• WHAT TO DO:
Retype all of the listing exactly, passing over any picture you find.

• DATASET EXTRACT:
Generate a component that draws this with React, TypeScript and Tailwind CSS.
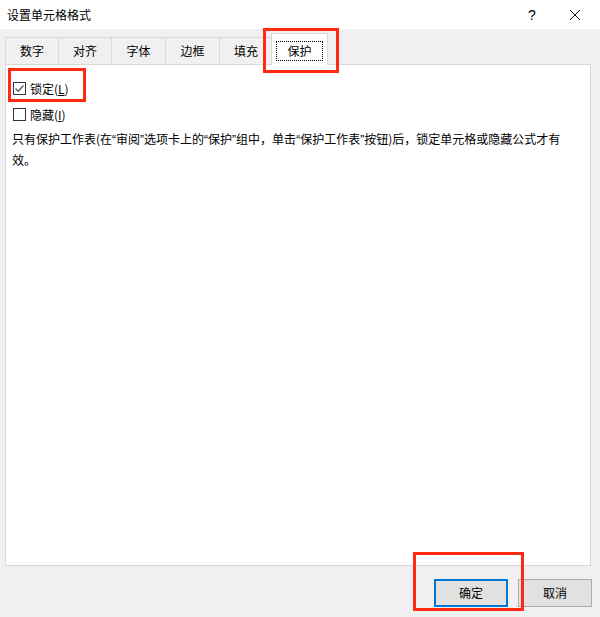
import React from "react";

const tabs = ["数字", "对齐", "字体", "边框", "填充"];

function CheckBox({ checked }: { checked?: boolean }) {
  return (
    <span className="w-[13px] h-[13px] border border-[#333333] bg-white flex items-center justify-center shrink-0">
      {checked && (
        <svg width="11" height="11" viewBox="0 0 11 11">
          <path d="M1.5 5.5 L4.2 8.2 L9.5 2.5" fill="none" stroke="#5a5a5a" strokeWidth="1.3" />
        </svg>
      )}
    </span>
  );
}

// narrow western quote marks, as the dialog's font draws them
function Q({ c }: { c: string }) {
  return <span style={{ fontFamily: '"Liberation Sans", sans-serif' }}>{c}</span>;
}

export default function App() {
  return (
    <div
      className="relative w-[600px] h-[617px] bg-[#f0f0f0] text-[12px] text-black overflow-hidden"
      style={{ fontFamily: '"Noto Sans CJK SC", "Noto Sans", sans-serif' }}
    >
      {/* Title bar */}
      <div className="h-[29px] bg-white flex items-center pl-[7px]">
        <span className="flex-1 leading-none">设置单元格格式</span>
        <span className="w-[12px] text-center text-[14px] leading-none mr-[31px]" style={{ fontFamily: '"Liberation Sans", sans-serif' }}>?</span>
        <svg width="12" height="12" viewBox="0 0 12 12" className="mr-[19px]">
          <path d="M1 1 L11 11 M11 1 L1 11" stroke="#111" strokeWidth="1" />
        </svg>
      </div>

      {/* Tabs */}
      <div className="mt-[4px] pl-[5px] flex items-end h-[31px]">
        {tabs.map((t, i) => (
          <div
            key={t}
            className={
              "h-[27px] flex items-center justify-center border-t border-l border-[#d9d9d9] bg-[#f0f0f0] " +
              (i === 2 || i === 3 ? "w-[54px]" : "w-[53px]")
            }
          >
            {t}
          </div>
        ))}
        <div className="relative z-10 -mb-px -ml-px h-[32px] w-[57px] bg-white border border-b-0 border-[#d9d9d9] flex items-center justify-center">
          <span className="border border-dotted border-black px-[10px] h-[20px] mt-[2px] flex items-center">保护</span>
        </div>
      </div>

      {/* Panel */}
      <div className="ml-[5px] w-[586px] h-[502px] bg-white border border-[#d9d9d9] pt-[17px] pl-[7px]">
        <div className="flex items-center gap-[4px] h-[13px]">
          <CheckBox checked />
          <span className="leading-none">
            锁定(<span className="underline">L</span>)
          </span>
        </div>
        <div className="flex items-center gap-[4px] h-[13px] mt-[13px]">
          <CheckBox />
          <span className="leading-none">
            隐藏(<span className="underline">I</span>)
          </span>
        </div>
        <p className="mt-[8px] -ml-[1px] leading-[19px] whitespace-nowrap">
          只有保护工作表(在<Q c="“" />审阅<Q c="”" />选项卡上的<Q c="“" />保护<Q c="”" />组中，单击<Q c="“" />保护工作表<Q c="”" />按钮)后，锁定单元格或隐藏公式才有
          <br />
          效。
        </p>
      </div>

      {/* Buttons */}
      <div className="flex justify-end gap-[10px] pr-[8px] mt-[13px]">
        <button className="w-[74px] h-[28px] bg-[#e1e1e1] border-2 border-[#0078d7] text-[12px]">确定</button>
        <button className="w-[74px] h-[28px] bg-[#e1e1e1] border border-[#adadad] text-[12px]">取消</button>
      </div>

      {/* Red highlight boxes */}
      <div className="absolute left-[8px] top-[68px] w-[78px] h-[34px] border-[3px] border-[#ff2a12]" />
      <div className="absolute left-[263px] top-[28px] w-[76px] h-[45px] border-[3px] border-[#ff2a12]" />
      <div className="absolute left-[413px] top-[552px] w-[111px] h-[59px] border-[3px] border-[#ff2a12]" />
    </div>
  );
}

• RESPONSE BELOW:
Generate a component that draws this with React, TypeScript and Tailwind CSS.
import React from "react";

const tabs = ["数字", "对齐", "字体", "边框", "填充"];

function CheckBox({ checked }: { checked?: boolean }) {
  return (
    <span className="w-[13px] h-[13px] border border-[#333333] bg-white flex items-center justify-center shrink-0">
      {checked && (
        <svg width="11" height="11" viewBox="0 0 11 11">
          <path d="M1.5 5.5 L4.2 8.2 L9.5 2.5" fill="none" stroke="#5a5a5a" strokeWidth="1.3" />
        </svg>
      )}
    </span>
  );
}

// narrow western quote marks, as the dialog's font draws them
function Q({ c }: { c: string }) {
  return <span style={{ fontFamily: '"Liberation Sans", sans-serif' }}>{c}</span>;
}

export default function App() {
  return (
    <div
      className="relative w-[600px] h-[617px] bg-[#f0f0f0] text-[12px] text-black overflow-hidden"
      style={{ fontFamily: '"Noto Sans CJK SC", "Noto Sans", sans-serif' }}
    >
      {/* Title bar */}
      <div className="h-[29px] bg-white flex items-center pl-[7px]">
        <span className="flex-1 leading-none">设置单元格格式</span>
        <span className="w-[12px] text-center text-[14px] leading-none mr-[31px]" style={{ fontFamily: '"Liberation Sans", sans-serif' }}>?</span>
        <svg width="12" height="12" viewBox="0 0 12 12" className="mr-[19px]">
          <path d="M1 1 L11 11 M11 1 L1 11" stroke="#111" strokeWidth="1" />
        </svg>
      </div>

      {/* Tabs */}
      <div className="mt-[4px] pl-[5px] flex items-end h-[31px]">
        {tabs.map((t, i) => (
          <div
            key={t}
            className={
              "h-[27px] flex items-center justify-center border-t border-l border-[#d9d9d9] bg-[#f0f0f0] " +
              (i === 2 || i === 3 ? "w-[54px]" : "w-[53px]")
            }
          >
            {t}
          </div>
        ))}
        <div className="relative z-10 -mb-px -ml-px h-[32px] w-[57px] bg-white border border-b-0 border-[#d9d9d9] flex items-center justify-center">
          <span className="border border-dotted border-black px-[10px] h-[20px] mt-[2px] flex items-center">保护</span>
        </div>
      </div>

      {/* Panel */}
      <div className="ml-[5px] w-[586px] h-[502px] bg-white border border-[#d9d9d9] pt-[17px] pl-[7px]">
        <div className="flex items-center gap-[4px] h-[13px]">
          <CheckBox checked />
          <span className="leading-none">
            锁定(<span className="underline">L</span>)
          </span>
        </div>
        <div className="flex items-center gap-[4px] h-[13px] mt-[13px]">
          <CheckBox />
          <span className="leading-none">
            隐藏(<span className="underline">I</span>)
          </span>
        </div>
        <p className="mt-[8px] -ml-[1px] leading-[19px] whitespace-nowrap">
          只有保护工作表(在<Q c="“" />审阅<Q c="”" />选项卡上的<Q c="“" />保护<Q c="”" />组中，单击<Q c="“" />保护工作表<Q c="”" />按钮)后，锁定单元格或隐藏公式才有
          <br />
          效。
        </p>
      </div>

      {/* Buttons */}
      <div className="flex justify-end gap-[10px] pr-[8px] mt-[13px]">
        <button className="w-[74px] h-[28px] bg-[#e1e1e1] border-2 border-[#0078d7] text-[12px]">确定</button>
        <button className="w-[74px] h-[28px] bg-[#e1e1e1] border border-[#adadad] text-[12px]">取消</button>
      </div>

      {/* Red highlight boxes */}
      <div className="absolute left-[8px] top-[68px] w-[78px] h-[34px] border-[3px] border-[#ff2a12]" />
      <div className="absolute left-[263px] top-[28px] w-[76px] h-[45px] border-[3px] border-[#ff2a12]" />
      <div className="absolute left-[413px] top-[552px] w-[111px] h-[59px] border-[3px] border-[#ff2a12]" />
    </div>
  );
}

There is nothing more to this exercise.